10 different takes on this well-loved spirit that can be found in Irish pubs throughout NH
Jameson Irish Whiskey
Made by blending rich pot still whiskey made from both malted and unmalted barley with grain whiskey — both distilled three times, giving it a remarkably smooth flavor. It’s aged in bourbon and fortified wine casks, imparting some of the toasted wood, vanilla and sweet sherry flavors along the way.
Bushmills Irish Whiskey
Triple distilled (as is often the custom) and aged in bourbon barrels, Bushmills is made from a recipe unchanged since 1888. Combining pure single malt whiskey and a lighter grain whiskey, it is rich, smooth and warming.
The Pogues Irish Whiskey
Named for the great Irish folk/punk band led by the iconic Shane MacGowan, The Pogues Irish Whiskey is made from a blend of grain and single malt Irish whiskey. It has an aroma of malt and cracked nuts with a sweet taste and a smooth, intense flavor. The finish is long-lasting and rounded with a delicate balance.
Redbreast Irish Whiskey
Redbreast’s 12-year, a signature bottling, benefits from a strong contribution from distillates which have matured in Oloroso sherry casks, giving it its trademark Christmas cake character. It offers a balance of spicy, creamy, fruity, sherry and toasted notes.
Triple distilled and aged in a combination of ex-bourbon and sherry casks, Tullamore DEW is known for its smooth and gentle complexity. A floral and biscuit flavor reflects the grain whiskey, while the soft spicy notes hint at the pot still whiskey in the blend. It features citrus flavors that are complemented by the malt, and finishes with marzipan and vanilla flavors.

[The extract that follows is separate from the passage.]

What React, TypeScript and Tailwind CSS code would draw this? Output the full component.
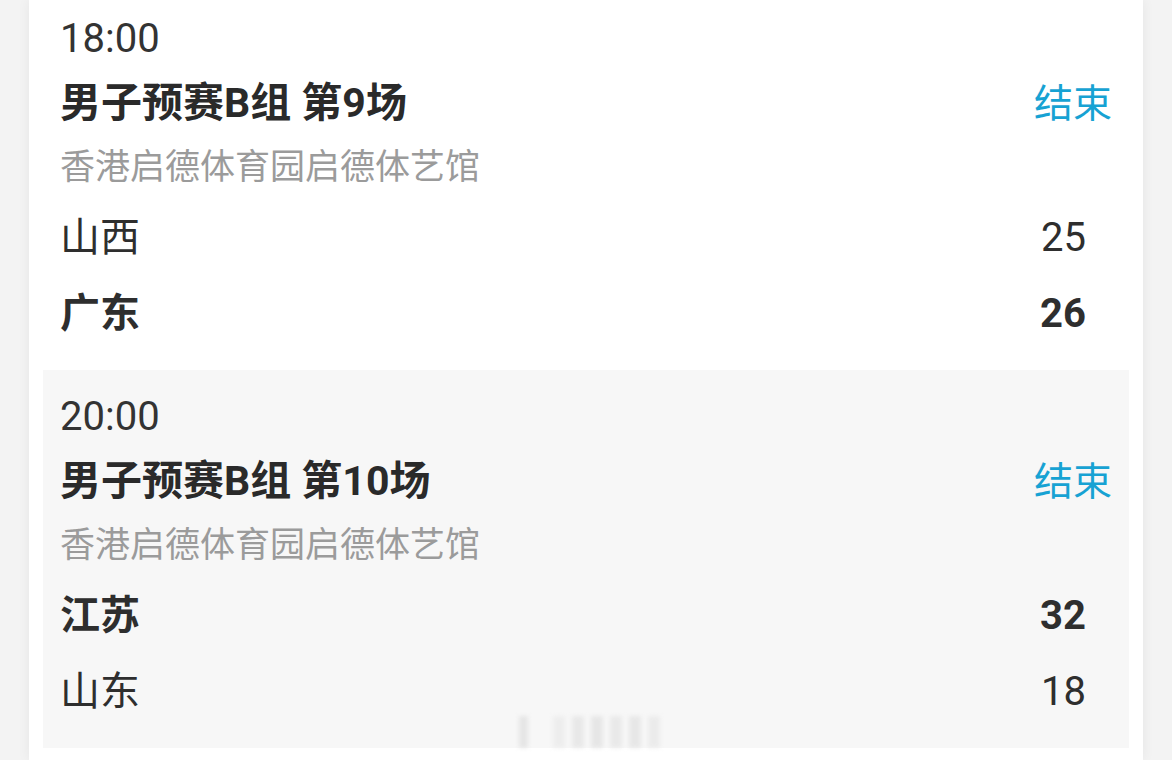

Connemara Peated Single Malt Whiskey
A single-peated malt whiskey, Connemara is a blend of aged whiskies: four-year, six-year and eight-year. Double distilled in copper pot stills, it’s matured in bourbon oak casks. The barley used to make the whiskey is dried over peat fires, giving it a distinct, smoky flavor and aroma. Connemara combines the traditional smoothness and sweetness associated with Irish whiskey with the complexity of peat flavors. The nose is smoky and balanced, and the taste is smooth with a honeyed, sweet start. Enjoy it neat or with a little water to draw out even more aromas and flavors.
Kilbeggan Irish Whiskey
A double-distilled blended whiskey, Kilbeggan manages to be both complex and approachable at the same time. It’s the ideal introduction for those exploring the world of Irish whiskey, since it’s double distillation gives it a robust profile with more character than triple-distilled blends. Aged in 200-year-old granite warehouses in County Westmeath, it offers sweet caramel, vanilla and wood aromas, with soft almond nougat, peach, caramel and vanilla flavors.
Named for the Battle of Clontarf, which turned back Viking invaders advances through Ireland, this is a blended, triple-distilled whiskey sourced from the Midleton Distillery in County Cork. Filtered through oak charcoal and aged four years in bourbon barrels, it is velvety smooth yet complex, offering subtle hints of vanilla and notes of toffee.
Proclamation Blended Irish Whiskey
Triple-distilled and aged in new American oak barrels, this whiskey is then matured in bourbon casks and blended with a touch of sherry finishe dmalt to give it a rounded, toasted finish. Expect ripe pear, apricot and crème brulee on the nose, with flavors of toasted brioche, pastry and macerated fruits on the palate.
It’s all popular enough to inspire poets and musicians through the ages to sing its praises. Slàinte!